Voters are divided on that, though. The vast majority favor some changes to gun laws, like universal background checks. But decades of campaigning by gun lobby groups have left us in a situation where, depending how you word the poll question, 34% to 42% of people think current gun laws are, you know, fine. If you ask people about background checks they say yes, but it’s not a high-intensity position, and the people who want even looser gun laws are the most likely to see guns as one of their top political priorities.
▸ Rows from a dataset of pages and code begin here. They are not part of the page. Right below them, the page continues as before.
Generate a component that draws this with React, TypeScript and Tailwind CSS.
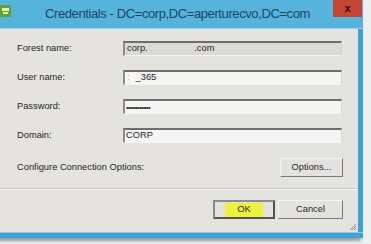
export default function App() {
  const font = { fontFamily: '"Liberation Sans", Arial, sans-serif' };
  const fieldBorder =
    "border-t-2 border-l-2 border-r border-b border-t-[#6e6e6e] border-l-[#8c8c8c] border-r-[#d6d6d6] border-b-[#f4f4f4]";

  return (
    <div className="w-[371px] h-[244px] bg-[#eef0f0] overflow-hidden" style={font}>
      {/* Window */}
      <div className="w-[363px] flex flex-col shadow-[-2px_3px_3px_rgba(0,0,0,0.35)]">
        {/* Title bar */}
        <div className="h-[29px] bg-[#55b3dc] flex items-start relative border-b border-b-[#9fd2ea]">
          <svg width="11" height="12" viewBox="0 0 11 12" className="mt-[5px]">
            <rect x="0" y="0" width="11" height="12" fill="#5ea33a" />
            <rect x="2" y="3" width="7" height="3" fill="#e9f2b0" />
            <rect x="3" y="7" width="5" height="2" fill="#e9f2b0" />
          </svg>
          <div className="absolute left-[45px] top-[5px] text-[13px] leading-[18px] text-[#1d4766] whitespace-nowrap tracking-[-0.4px]">
            Credentials - DC=corp,DC=aperturecvo,DC=com
          </div>
          <div className="absolute right-[1px] top-0 w-[29px] h-[17px] bg-[#c64434] flex items-center justify-center text-[#2a1010] text-[11px] font-bold leading-none">
            x
          </div>
        </div>

        <div className="flex">
          {/* Body */}
          <div className="w-[358px] h-[203px] bg-[#e5e3e0] flex flex-col text-[9.3px] text-[#262626]">
            <div className="flex flex-col gap-[14px] mt-[12px] pl-[17px] pr-[16px]">
              <div className="flex items-center h-[15px]">
                <div className="w-[106px]">Forest name:</div>
                <div className={`flex-1 h-[15px] bg-[#dcdad6] flex items-center pl-[2px] ${fieldBorder}`}>
                  <span>corp.</span>
                  <span className="ml-[2px] text-[#b0b0b0]">:</span>
                  <span className="ml-[42px]">.com</span>
                </div>
              </div>
              <div className="flex items-center h-[15px]">
                <div className="w-[106px]">User name:</div>
                <div className={`flex-1 h-[15px] bg-[#f6f5f3] flex items-center pl-[2px] ${fieldBorder}`}>
                  <span className="text-[#b8b8b8]">:</span>
                  <span className="ml-[6px]">_365</span>
                </div>
              </div>
              <div className="flex items-center h-[15px]">
                <div className="w-[106px]">Password:</div>
                <div className={`flex-1 h-[15px] bg-[#f6f5f3] flex items-center pl-[1px] ${fieldBorder}`}>
                  <span className="text-[7px] tracking-[-0.6px] leading-none">•••••••••••••</span>
                </div>
              </div>
              <div className="flex items-center h-[15px]">
                <div className="w-[106px]">Domain:</div>
                <div className={`flex-1 h-[15px] bg-[#f6f5f3] flex items-center pl-[1px] ${fieldBorder}`}>
                  <span>CORP</span>
                </div>
              </div>
            </div>

            <div className="flex items-center justify-between mt-[15px] pl-[17px] pr-[15px]">
              <div>Configure Connection Options:</div>
              <div className="w-[63px] h-[19px] bg-[#e3e2e0] border border-t-[#f4f4f4] border-l-[#f4f4f4] border-r-[#7a7a7a] border-b-[#7a7a7a] flex items-center justify-center">
                Options...
              </div>
            </div>

            <div className="mt-[11px] h-[2px] border-t border-t-[#cac8c5] border-b border-b-[#f7f6f4]" />

            <div className="flex justify-end gap-[3px] mt-[10px] pr-[15px]">
              <div className="w-[62px] h-[19px] bg-[#e3e2e0] border-2 border-t-[#8a8a8a] border-l-[#8a8a8a] border-r-[#555] border-b-[#555] flex items-center justify-center">
                <div className="w-[38px] h-[14px] bg-[#eef23a] flex items-center justify-center">OK</div>
              </div>
              <div className="w-[65px] h-[19px] bg-[#e3e2e0] border border-t-[#f4f4f4] border-l-[#f4f4f4] border-r-[#7a7a7a] border-b-[#7a7a7a] flex items-center justify-center">
                Cancel
              </div>
            </div>

            <div className="flex justify-end pr-[1px] mt-[3px]">
              <svg width="9" height="9" viewBox="0 0 9 9">
                <path d="M8 2 L2 8 M8 4 L4 8 M8 6 L6 8" stroke="#8a8a8a" strokeWidth="0.9" />
              </svg>
            </div>
          </div>
          {/* Right frame */}
          <div className="w-[5px] bg-[#3ea3d3]" />
        </div>
        {/* Bottom frame */}
        <div className="h-[6px] bg-[#3ea3d3] border-t border-t-[#8fcbe8]" />
      </div>
    </div>
  );
}
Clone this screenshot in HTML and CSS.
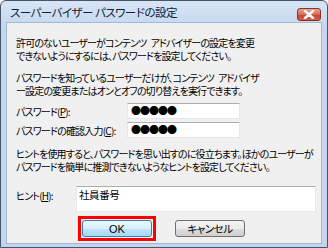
FILE: index.html
```html
<!DOCTYPE html>
<html lang="ja">
<head>
<meta charset="utf-8">
<link rel="stylesheet" href="styles.css">
</head>
<body>
<div class="win">
  <div class="titlebar">
    <span class="title">スーパーバイザー パスワードの設定</span>
    <span class="close"><svg width="12" height="9" viewBox="0 0 12 9"><path d="M2 1 L10 8 M10 1 L2 8" stroke="#fff" stroke-width="2.4" stroke-linecap="round"/></svg></span>
  </div>
  <div class="panel">
    <p class="para">許可のないユーザーがコンテンツ&ensp;アドバイザーの設定を変更<br>できないようにするには、パスワードを設定してください。</p>
    <p class="para gap">パスワードを知っているユーザーだけが、コンテンツ&ensp;アドバイザ<br>ー設定の変更またはオンとオフの切り替えを実行できます。</p>
    <div class="row first">
      <span class="label">パスワード(<u>P</u>):</span>
      <span class="field pw">●●●●●</span>
    </div>
    <div class="row">
      <span class="label">パスワードの確認入力(<u>C</u>):</span>
      <span class="field pw">●●●●●</span>
    </div>
    <p class="para hinttext">ヒントを使用すると、パスワードを思い出すのに役立ちます。ほかのユーザーが<br>パスワードを簡単に推測できないようなヒントを設定してください。</p>
    <div class="row hintrow">
      <span class="label short">ヒント(<u>H</u>):</span>
      <span class="field hint">社員番号</span>
    </div>
    <div class="buttons">
      <span class="mark"><span class="btn ok">OK</span></span>
      <span class="btn">キャンセル</span>
    </div>
  </div>
</div>
</body>
</html>
```

FILE: styles.css
```css
* { box-sizing: border-box; }
html, body { margin: 0; padding: 0; }
body {
  width: 328px; height: 248px; overflow: hidden;
  font-family: "Noto Sans CJK JP", "Liberation Sans", sans-serif;
  font-size: 10px;
  font-feature-settings: "palt";
  color: #000;
  background: #fff;
}
.win {
  width: 328px; height: 248px;
  border: 1px solid #46566b;
  border-radius: 6px 6px 0 0;
  background: linear-gradient(#d7e4f4, #c3d6ee 30px, #c3d6ee);
  display: flex; flex-direction: column;
  padding: 0 5px 3px 5px;
}
.titlebar {
  height: 21px; display: flex; align-items: center;
  padding-left: 4px;
}
.title { font-size: 11.5px; color: #10203a; letter-spacing: -0.5px; white-space: nowrap; }
.close {
  margin-left: auto; align-self: flex-start; margin-top: 7px; margin-right: 1px;
  width: 24px; height: 13px;
  border: 1px solid #8a3024; border-radius: 3px;
  background: linear-gradient(#e8a497, #d46a5a 50%, #c2402f 51%, #d0644f);
  display: flex; align-items: center; justify-content: center;
}
.close svg { display: block; }
.panel {
  flex: 1;
  background: #f0f0f0;
  border: 1px solid #a3b8d3;
  padding: 13px 5px 0 9px;
  display: flex; flex-direction: column;
}
.para { margin: 0; line-height: 13px; letter-spacing: -0.85px; white-space: nowrap; }
.para.gap { margin-top: 9px; }
.row { display: flex; align-items: center; height: 16px; margin-top: 3px; }
.row.first { margin-top: 6px; }
.label { width: 111px; letter-spacing: -0.8px; white-space: nowrap; }
.label.short { width: 60px; align-self: flex-start; margin-top: 2px; }
.field {
  background: #fff;
  border: 1px solid #e2e8ee; border-top-color: #abadb3;
  height: 16px;
}
.pw { width: 113px; font-size: 10px; line-height: 14px; padding-left: 3px; letter-spacing: -1px; }
.hinttext { margin-top: 9px; }
.hintrow { margin-top: 13px; height: 26px; align-items: flex-start; }
.hint { flex: 1; height: 26px; padding: 1px 2px; line-height: 13px; font-size: 10.5px; letter-spacing: -0.4px; }
.buttons { display: flex; align-items: center; margin-top: 4px; padding-left: 62px; }
.mark { border: 3px solid #f00; padding: 1px; display: flex; }
.btn {
  width: 70px; height: 17px;
  border: 1px solid #707070; border-radius: 3px;
  background: linear-gradient(#f2f2f2, #ebebeb 50%, #dddddd 51%, #cfcfcf);
  display: flex; align-items: center; justify-content: center;
  font-size: 10.5px; letter-spacing: -0.5px;
  margin-left: 19px;
}
.mark .btn { margin-left: 0; }
.btn.ok {
  border-color: #3c7fb1;
  background: linear-gradient(#eaf6fd, #d9f0fc 50%, #bee6fd 51%, #a7d9f5);
  font-family: "Liberation Sans", sans-serif;
  font-size: 11px; letter-spacing: 0;
}
```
But we can’t just give up and say this is the way it is on public opinion, either. Again, there has been a very well-funded, decades-long campaign by gun lobby groups to get us to this point. That campaign has given people a big pile of readily available talking points in favor of unfettered, unregulated gun sales and ownership, while the arguments for more limits and regulation aren’t as well aired. Like, say, this:

Then, of course, you have a unified Republican Party, and a media not eager to advertise “the fact that a key reason Republicans don’t face a ‘backlash’ is because the press routinely portray GOP's obstruction as mere ‘gridlock,’ or ‘Washington’ being unable to pass laws,” as Boehlert points out. 

That Republican unity on the issue gets us back to that pro-gun campaign: “By the way, how radical of a shift is today's GOP behavior on guns? Note that in 1999, 31 Senate Republicans voted in favor of mandating background checks at gun shows,” Boehlert writes. “And in 1994, 42 House Republicans voted for the  Crime Bill, which included a ban on assault weapons. But all of that context gets left out of gun reform coverage today, as the press pretends Republicans have always been uniformly opposed to new laws to protect citizens.”

The United States didn’t get to this level of gun violence problem by accident. Getting us out of it will take serious work—and part of that work is being entirely clear about who is standing in the way of improvement.